Wednesday 27 October Darling, I got sent home feeling rill ill at about half-past three so it was a relief to find Mum ready to Surrender Unconditionally. As she produced no ifs or buts my love, I was Magnanimous & agreed to try & remember not to call Pa ‘Pa’ in her hearing.
Thursday 28 October STOP PRESS. My darling, Pan has Done It Again. He’s got the Shakespeare Medal. He has now had the three most impo
rtant English prizes that Harrow can offer. I’m so glad, my darling, and glad too that he has shown himself to be no Dusty Antiquarian but a Humanist of not inconsiderable Parts. And Pan deserves this, darling, if for no other reason than for having stood aside last year so as not to compete against Elliot Binns whose last chance it was.
Friday 29 October Darling, I’m back at work feeling rather shaky but otherwise much better.

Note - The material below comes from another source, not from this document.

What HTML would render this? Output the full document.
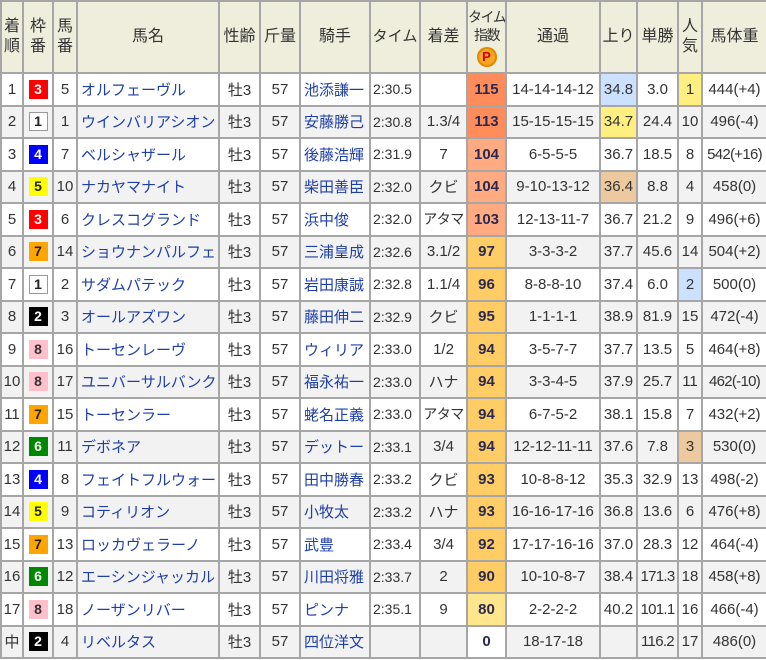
<!DOCTYPE html><html><head><meta charset="utf-8"><style>
body{margin:0;background:#fff;font-family:"Liberation Sans","Noto Sans CJK JP",sans-serif;}
table{border-collapse:collapse;table-layout:fixed;width:766px;font-size:15px;color:#333;}
td,th{border:2px solid #a6a6a6;padding:0;text-align:center;white-space:nowrap;overflow:hidden;}
th{background:#efeedc;font-weight:normal;height:70px;line-height:20px;color:#333;font-size:16px}
th.t{font-size:14px;line-height:18px;letter-spacing:-1.5px}
tr.r{height:32.5px}
tr.r:nth-child(odd) td{background:#f2f2f2}
td.l{text-align:left;padding-left:3px}
td.tm{text-align:left;padding-left:2px;font-size:14px}
td.s{letter-spacing:-0.7px}
td.k{font-size:14px;letter-spacing:-0.5px}
a{color:#1e3fa8;text-decoration:none}
.w{display:inline-block;width:19px;height:19px;line-height:19px;font-weight:bold;font-size:14px;}
.w1{background:#fff;border:1px solid #999;width:17px;height:17px;line-height:17px;color:#222}
.w2{background:#000;color:#fff}.w3{background:#f00;color:#fff}.w4{background:#00f;color:#fff}
.w5{background:#ff0;color:#222}.w6{background:#080;color:#fff}.w7{background:#ffa500;color:#222}.w8{background:#ffc0cb;color:#333}
td.i{font-weight:bold;color:#2a2a50}
tr.r td.a{background:#ff8c5a!important}tr.r td.b{background:#ffaa80!important}tr.r td.c{background:#ffcc66!important}tr.r td.d{background:#ffe68c!important}tr.r td.e{background:#fff!important}
tr.r td.bl{background:#cce0ff!important}tr.r td.ye{background:#ffee80!important}tr.r td.or{background:#edc9a0!important}
.p{display:inline-block;width:20px;height:20px;border-radius:50%;background:#f5a623;color:#c00;font-weight:bold;font-size:13px;line-height:20px;margin-top:3px;letter-spacing:0;box-shadow:inset 0 0 0 2px #e08a00}
</style></head><body>
<table>
<colgroup><col style="width:22px"><col style="width:30px"><col style="width:24px"><col style="width:142px"><col style="width:41px"><col style="width:40px"><col style="width:70px"><col style="width:50px"><col style="width:47px"><col style="width:39px"><col style="width:94px"><col style="width:37px"><col style="width:41px"><col style="width:24px"><col style="width:65px"></colgroup>
<tr><th>着<br>順</th><th>枠<br>番</th><th>馬<br>番</th><th>馬名</th><th>性齢</th><th>斤量</th><th>騎手</th><th style="font-size:15px">タイム</th><th>着差</th><th class="t">タイム<br>指数<br><span class="p">P</span></th><th>通過</th><th>上り</th><th>単勝</th><th>人<br>気</th><th>馬体重</th></tr>
<tr class="r"><td>1</td><td><span class="w w3">3</span></td><td>5</td><td class="l"><a>オルフェーヴル</a></td><td>牡3</td><td>57</td><td class="l"><a>池添謙一</a></td><td class="tm">2:30.5</td><td></td><td class="i a">115</td><td>14-14-14-12</td><td class="bl">34.8</td><td>3.0</td><td class="ye">1</td><td>444(+4)</td></tr>
<tr class="r"><td>2</td><td><span class="w w1">1</span></td><td>1</td><td class="l"><a>ウインバリアシオン</a></td><td>牡3</td><td>57</td><td class="l"><a>安藤勝己</a></td><td class="tm">2:30.8</td><td>1.3/4</td><td class="i a">113</td><td>15-15-15-15</td><td class="ye">34.7</td><td>24.4</td><td>10</td><td>496(-4)</td></tr>
<tr class="r"><td>3</td><td><span class="w w4">4</span></td><td>7</td><td class="l"><a>ベルシャザール</a></td><td>牡3</td><td>57</td><td class="l"><a>後藤浩輝</a></td><td class="tm">2:31.9</td><td>7</td><td class="i b">104</td><td>6-5-5-5</td><td>36.7</td><td>18.5</td><td>8</td><td class="s">542(+16)</td></tr>
<tr class="r"><td>4</td><td><span class="w w5">5</span></td><td>10</td><td class="l"><a>ナカヤマナイト</a></td><td>牡3</td><td>57</td><td class="l"><a>柴田善臣</a></td><td class="tm">2:32.0</td><td>クビ</td><td class="i b">104</td><td>9-10-13-12</td><td class="or">36.4</td><td>8.8</td><td>4</td><td>458(0)</td></tr>
<tr class="r"><td>5</td><td><span class="w w3">3</span></td><td>6</td><td class="l"><a>クレスコグランド</a></td><td>牡3</td><td>57</td><td class="l"><a>浜中俊</a></td><td class="tm">2:32.0</td><td class="k">アタマ</td><td class="i b">103</td><td>12-13-11-7</td><td>36.7</td><td>21.2</td><td>9</td><td>496(+6)</td></tr>
<tr class="r"><td>6</td><td><span class="w w7">7</span></td><td>14</td><td class="l"><a>ショウナンパルフェ</a></td><td>牡3</td><td>57</td><td class="l"><a>三浦皇成</a></td><td class="tm">2:32.6</td><td>3.1/2</td><td class="i c">97</td><td>3-3-3-2</td><td>37.7</td><td>45.6</td><td>14</td><td>504(+2)</td></tr>
<tr class="r"><td>7</td><td><span class="w w1">1</span></td><td>2</td><td class="l"><a>サダムパテック</a></td><td>牡3</td><td>57</td><td class="l"><a>岩田康誠</a></td><td class="tm">2:32.8</td><td>1.1/4</td><td class="i c">96</td><td>8-8-8-10</td><td>37.4</td><td>6.0</td><td class="bl">2</td><td>500(0)</td></tr>
<tr class="r"><td>8</td><td><span class="w w2">2</span></td><td>3</td><td class="l"><a>オールアズワン</a></td><td>牡3</td><td>57</td><td class="l"><a>藤田伸二</a></td><td class="tm">2:32.9</td><td>クビ</td><td class="i c">95</td><td>1-1-1-1</td><td>38.9</td><td>81.9</td><td>15</td><td>472(-4)</td></tr>
<tr class="r"><td>9</td><td><span class="w w8">8</span></td><td>16</td><td class="l"><a>トーセンレーヴ</a></td><td>牡3</td><td>57</td><td class="l"><a>ウィリア</a></td><td class="tm">2:33.0</td><td>1/2</td><td class="i c">94</td><td>3-5-7-7</td><td>37.7</td><td>13.5</td><td>5</td><td>464(+8)</td></tr>
<tr class="r"><td>10</td><td><span class="w w8">8</span></td><td>17</td><td class="l"><a>ユニバーサルバンク</a></td><td>牡3</td><td>57</td><td class="l"><a>福永祐一</a></td><td class="tm">2:33.0</td><td>ハナ</td><td class="i c">94</td><td>3-3-4-5</td><td>37.9</td><td>25.7</td><td>11</td><td class="s">462(-10)</td></tr>
<tr class="r"><td>11</td><td><span class="w w7">7</span></td><td>15</td><td class="l"><a>トーセンラー</a></td><td>牡3</td><td>57</td><td class="l"><a>蛯名正義</a></td><td class="tm">2:33.0</td><td class="k">アタマ</td><td class="i c">94</td><td>6-7-5-2</td><td>38.1</td><td>15.8</td><td>7</td><td>432(+2)</td></tr>
<tr class="r"><td>12</td><td><span class="w w6">6</span></td><td>11</td><td class="l"><a>デボネア</a></td><td>牡3</td><td>57</td><td class="l"><a>デットー</a></td><td class="tm">2:33.1</td><td>3/4</td><td class="i c">94</td><td>12-12-11-11</td><td>37.6</td><td>7.8</td><td class="or">3</td><td>530(0)</td></tr>
<tr class="r"><td>13</td><td><span class="w w4">4</span></td><td>8</td><td class="l"><a>フェイトフルウォー</a></td><td>牡3</td><td>57</td><td class="l"><a>田中勝春</a></td><td class="tm">2:33.2</td><td>クビ</td><td class="i c">93</td><td>10-8-8-12</td><td>35.3</td><td>32.9</td><td>13</td><td>498(-2)</td></tr>
<tr class="r"><td>14</td><td><span class="w w5">5</span></td><td>9</td><td class="l"><a>コティリオン</a></td><td>牡3</td><td>57</td><td class="l"><a>小牧太</a></td><td class="tm">2:33.2</td><td>ハナ</td><td class="i c">93</td><td>16-16-17-16</td><td>36.8</td><td>13.6</td><td>6</td><td>476(+8)</td></tr>
<tr class="r"><td>15</td><td><span class="w w7">7</span></td><td>13</td><td class="l"><a>ロッカヴェラーノ</a></td><td>牡3</td><td>57</td><td class="l"><a>武豊</a></td><td class="tm">2:33.4</td><td>3/4</td><td class="i c">92</td><td>17-17-16-16</td><td>37.0</td><td>28.3</td><td>12</td><td>464(-4)</td></tr>
<tr class="r"><td>16</td><td><span class="w w6">6</span></td><td>12</td><td class="l"><a>エーシンジャッカル</a></td><td>牡3</td><td>57</td><td class="l"><a>川田将雅</a></td><td class="tm">2:33.7</td><td>2</td><td class="i c">90</td><td>10-10-8-7</td><td>38.4</td><td class="s">171.3</td><td>18</td><td>458(+8)</td></tr>
<tr class="r"><td>17</td><td><span class="w w8">8</span></td><td>18</td><td class="l"><a>ノーザンリバー</a></td><td>牡3</td><td>57</td><td class="l"><a>ピンナ</a></td><td class="tm">2:35.1</td><td>9</td><td class="i d">80</td><td>2-2-2-2</td><td>40.2</td><td class="s">101.1</td><td>16</td><td>466(-4)</td></tr>
<tr class="r"><td>中</td><td><span class="w w2">2</span></td><td>4</td><td class="l"><a>リベルタス</a></td><td>牡3</td><td>57</td><td class="l"><a>四位洋文</a></td><td class="tm"></td><td></td><td class="i e">0</td><td>18-17-18</td><td></td><td class="s">116.2</td><td>17</td><td>486(0)</td></tr>
</table>
</body></html>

My darling, I’ve just come back from a long coffee session with Mr Murray. He’s leaving us on Monday week for – believe-it-or-not – none other than Jean’s Organization. He will be the only Civil Servant in it, my darling, & I gather that his Mission is to bring forth Order out of Chaos. For his sake, darling, I’m glad because he has such uprightness & purpose that I believe he will succeed where others have failed & that will stand him in good stead in the future – but it’s the most terrific personal Sorrow, my dear love, because his friendship has helped me immeasurably in these dark months & I shall not meet with such another. His successor will probably be a man called Campbell from S5. A pleasant enough person, my darling, but of a mediocrity which is positively crushing. I hope Mr Murray is able to take Miss Anderton with him, darling, because if she suspects so much as the shadow of a slight she prickles up all over like a hedgehog. Mr Murray realizes as I do that she has such rare & admirable qualities that no amount of Watchfulness & Circumspection is too much trouble but most people don’t & I doubt if Mr Campbell has enough perception to see what is wanted.